E certíssima a crítica de Tible
a Viveiros de Castro, alguém cujo ponto feliz de sua antropologia está em
relacionar a metafísica deleuzo-guattariana — que é sim marxista — com uma
pesquisa etnográfica densa — e Viveiros concorda com o Marx da virada mais do
que gostaria, e poderia admitir, como Tible felizmente demonstra. O que Tible
não adensou, novamente, é que se Viveiros, via D&G, vê bem o erro marxiano
(dar uma demasiada universalidade à história burguesa), por outro lado,
novamente por meio dos dois, repetiram o erro de Marx ao dar, p.ex., uma
existência extra-histórica na História ao Estado (sempre houve Estado), o que
polui o pensamento de neblina na hora de destrinchar, e desmontar, dispositivos
específicos – os quais estão a serviço
da escravidão universal do regime do Capital.
Por fim, Marx Selvagem, que
desemboca em Oswald no final, é uma obra divertida.
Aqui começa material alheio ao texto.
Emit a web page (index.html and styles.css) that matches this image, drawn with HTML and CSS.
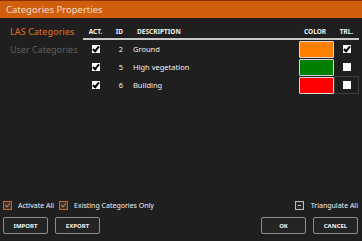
FILE: index.html
```html
<!DOCTYPE html>
<html lang="en">
<head>
    <meta charset="UTF-8">
    <title>Categories Properties</title>
    <link rel="stylesheet" href="styles.css">
</head>
<body>
    <div class="window">
        <div class="titlebar">Categories Properties</div>
        <div class="content">
            <ul class="nav">
                <li class="active">LAS Categories</li>
                <li>User Categories</li>
            </ul>
            <div class="grid">
                <div class="row head">
                    <span class="c-act">ACT.</span>
                    <span class="c-id">ID</span>
                    <span class="c-desc">DESCRIPTION</span>
                    <span class="c-color">COLOR</span>
                    <span class="c-trl">TRL.</span>
                </div>
                <div class="row">
                    <span class="c-act"><i class="box checked"></i></span>
                    <span class="c-id">2</span>
                    <span class="c-desc">Ground</span>
                    <span class="c-color"><i class="swatch" style="background:#ff8000"></i></span>
                    <span class="c-trl"><i class="box checked"></i></span>
                </div>
                <div class="row">
                    <span class="c-act"><i class="box checked"></i></span>
                    <span class="c-id">5</span>
                    <span class="c-desc">High vegetation</span>
                    <span class="c-color"><i class="swatch" style="background:#008000"></i></span>
                    <span class="c-trl"><i class="box"></i></span>
                </div>
                <div class="row">
                    <span class="c-act"><i class="box checked"></i></span>
                    <span class="c-id">6</span>
                    <span class="c-desc">Building</span>
                    <span class="c-color"><i class="swatch" style="background:#ff0000"></i></span>
                    <span class="c-trl focused"><i class="box"></i></span>
                </div>
            </div>
        </div>
        <div class="options">
            <label class="opt"><i class="obox checked"></i>Activate All</label>
            <label class="opt"><i class="obox checked"></i>Existing Categories Only</label>
            <label class="opt right"><i class="obox mixed"></i>Triangulate All</label>
        </div>
        <div class="buttons">
            <button>IMPORT</button>
            <button>EXPORT</button>
            <span class="spacer"></span>
            <button>OK</button>
            <button>CANCEL</button>
        </div>
    </div>
</body>
</html>
```

FILE: styles.css
```css
body {
    margin: 0;
    background: #1e1e1e;
    font-family: "Noto Sans", "Open Sans", sans-serif;
}
.window {
    width: 362px;
    height: 241px;
    background: #1f1f1f;
    display: flex;
    flex-direction: column;
    color: #f0f0f0;
}
.titlebar {
    height: 17px;
    border-top: 1px solid #8a3206;
    background: #d05e0c;
    color: #f7dcc8;
    font-size: 9.5px;
    line-height: 17px;
    padding-left: 6px;
}
.content {
    display: flex;
    height: 76px;
}
.nav {
    list-style: none;
    margin: 0;
    padding: 5px 0 0 10px;
    width: 73px;
}
.nav li {
    height: 18px;
    line-height: 18px;
    font-size: 9px;
    color: #5e5e5e;
    white-space: nowrap;
}
.nav li.active {
    color: #d4661c;
    font-weight: 500;
}
.grid {
    flex: 1;
    padding: 6px 3px 0 0;
}
.row {
    display: grid;
    grid-template-columns: 25px 15px 1fr 38px 25px;
    height: 18px;
    align-items: center;
    font-size: 7.5px;
}
.row.head {
    height: 14px;
    border-bottom: 2px solid #c8c8c8;
    font-size: 6.5px;
    font-weight: bold;
}
.c-act, .c-trl, .c-color {
    display: flex;
    justify-content: center;
    align-items: center;
    height: 100%;
}
.c-id {
    text-align: right;
}
.c-desc {
    padding-left: 10px;
}
.head .c-desc {
    padding-left: 14px;
}
.focused {
    box-sizing: border-box;
    border: 1px solid #3e3e3e;
}
.box {
    width: 8px;
    height: 8px;
    background: #ffffff;
    position: relative;
}
.box.checked::after {
    content: "";
    position: absolute;
    left: 2.5px;
    top: 0px;
    width: 2px;
    height: 5px;
    border: solid #000;
    border-width: 0 2px 2px 0;
    transform: rotate(40deg);
}
.swatch {
    width: 33px;
    height: 15px;
    border: 1px solid #d8d8d8;
    border-radius: 1px;
    margin-left: 2px;
}
.options {
    display: flex;
    align-items: center;
    height: 9px;
    margin-top: 107px;
    padding: 0 4px 0 3px;
    font-size: 7px;
}
.opt {
    display: flex;
    align-items: center;
    margin-right: 5px;
    white-space: nowrap;
}
.opt.right {
    margin-left: auto;
    margin-right: 0;
}
.obox {
    box-sizing: border-box;
    width: 9px;
    height: 9px;
    margin-right: 6px;
    border: 1px solid #c9671f;
    background: #3a3230;
    position: relative;
}
.obox.checked::after {
    content: "";
    position: absolute;
    left: 2px;
    top: 0px;
    width: 2px;
    height: 4px;
    border: solid #d6782e;
    border-width: 0 1.5px 1.5px 0;
    transform: rotate(40deg);
}
.obox.mixed {
    border-color: #bcbcbc;
    background: #2a2a2a;
    margin-right: 7px;
}
.obox.mixed::after {
    content: "";
    position: absolute;
    left: 2px;
    top: 3px;
    width: 3px;
    height: 1px;
    background: #bcbcbc;
}
.buttons {
    display: flex;
    gap: 7px;
    margin-top: 7px;
    padding: 0 4px 0 3px;
}
.spacer {
    flex: 1;
}
button {
    width: 45px;
    height: 17px;
    padding: 0;
    background: #242424;
    border: 1px solid #8c8c8c;
    border-radius: 2px;
    color: #f4f4f4;
    font-family: "Noto Sans", sans-serif;
    font-size: 6px;
    font-weight: bold;
}
```
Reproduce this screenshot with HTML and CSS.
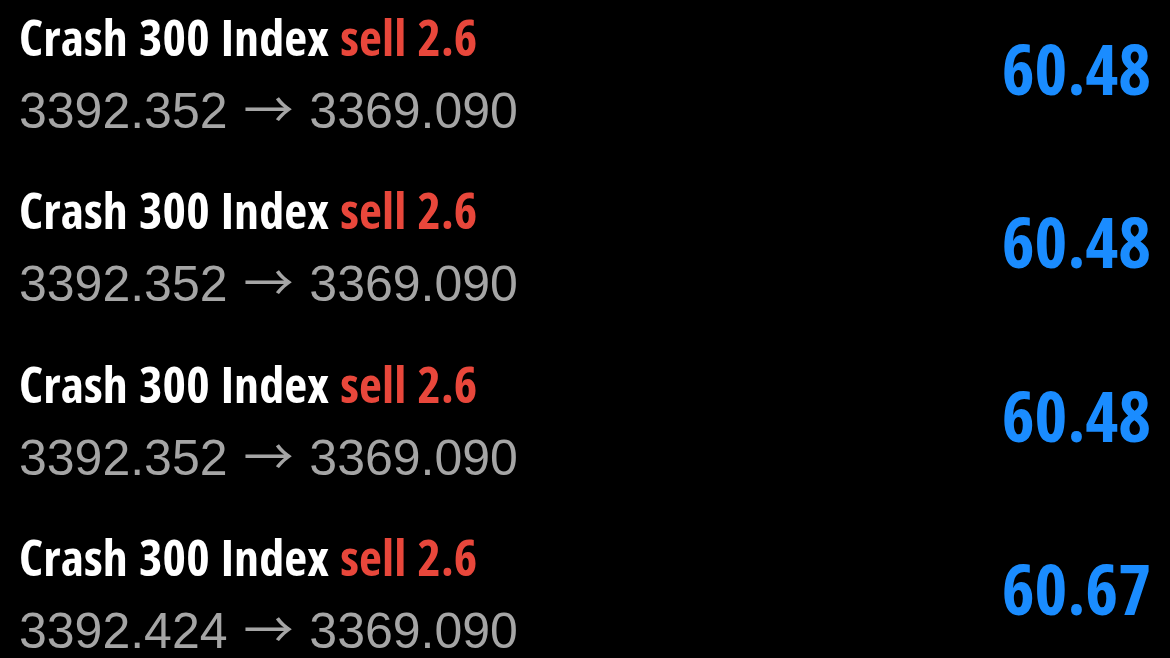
FILE: index.html
```html
<!DOCTYPE html>
<html lang="en">
<head>
  <meta charset="UTF-8" />
  <meta name="viewport" content="width=device-width, initial-scale=1.0" />
  <title>Trades</title>
  <link rel="stylesheet" href="styles.css">
</head>
<body>
  <div class="trades">
    <div class="trade">
      <div class="info">
        <div class="title">Crash 300 Index <span class="side">sell 2.6</span></div>
        <div class="prices">3392.352 <span class="arrow">&rarr;</span> 3369.090</div>
      </div>
      <div class="profit">60.48</div>
    </div>
    <div class="trade">
      <div class="info">
        <div class="title">Crash 300 Index <span class="side">sell 2.6</span></div>
        <div class="prices">3392.352 <span class="arrow">&rarr;</span> 3369.090</div>
      </div>
      <div class="profit">60.48</div>
    </div>
    <div class="trade">
      <div class="info">
        <div class="title">Crash 300 Index <span class="side">sell 2.6</span></div>
        <div class="prices">3392.352 <span class="arrow">&rarr;</span> 3369.090</div>
      </div>
      <div class="profit">60.48</div>
    </div>
    <div class="trade">
      <div class="info">
        <div class="title">Crash 300 Index <span class="side">sell 2.6</span></div>
        <div class="prices">3392.424 <span class="arrow">&rarr;</span> 3369.090</div>
      </div>
      <div class="profit">60.67</div>
    </div>
  </div>
</body>
</html>
```

FILE: styles.css
```css
body {
  margin: 0;
  background: #000;
  color: #fff;
  font-family: "Liberation Sans", Arial, sans-serif;
  overflow: hidden;
}
.trades {
  padding: 7px 19px 0 19px;
}
.trade {
  display: flex;
  justify-content: space-between;
  align-items: flex-start;
  height: 173.4px;
}
.title {
  font-family: "Open Sans", sans-serif;
  font-stretch: 75%;
  font-weight: 700;
  font-size: 50px;
  line-height: 60px;
  letter-spacing: 0.1px;
  word-spacing: 2px;
  white-space: nowrap;
}
.side {
  color: #e8473b;
}
.prices {
  color: #a5a5a5;
  font-size: 50px;
  line-height: 88px;
  white-space: nowrap;
}
.arrow {
  font-family: "Noto Sans CJK JP", sans-serif;
  line-height: 1;
  margin: 0 2px;
}
.profit {
  font-family: "Open Sans", sans-serif;
  font-stretch: 75%;
  font-weight: 700;
  font-size: 70px;
  line-height: 70px;
  margin-top: 26px;
  color: #1a8cff;
}
```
Passa por muitos autores,
questões e polêmicas caros ao pensamento-prática da esquerda atual. Mas
importante de tudo, é a leitura correta de Marx presente no livro, ao levantar
a bola para onde o pensador alemão mirava no século 19º, e não para o seu
retrovisor, isto é, a própria tradição majoritária alemã. O Marx maior,
felizmente, foi jogado na lata do lixo da História, primeiro com a queda do
Muro de Berlim, depois com a crise do colaboracionismo de esquerda ao
neoliberalismo, agora, mais do que nunca, é hora de pôr em prática um outro
Marx, o que, a nosso ver, é imprescindível. Hoje, mais do que nunca, é o
momento de bradar: Selvagens do Mundo, Uni-vos!
TIBLE, Jean. Marx Selvagem. São
Paulo: Editora Annablume, 2013, 242 páginas.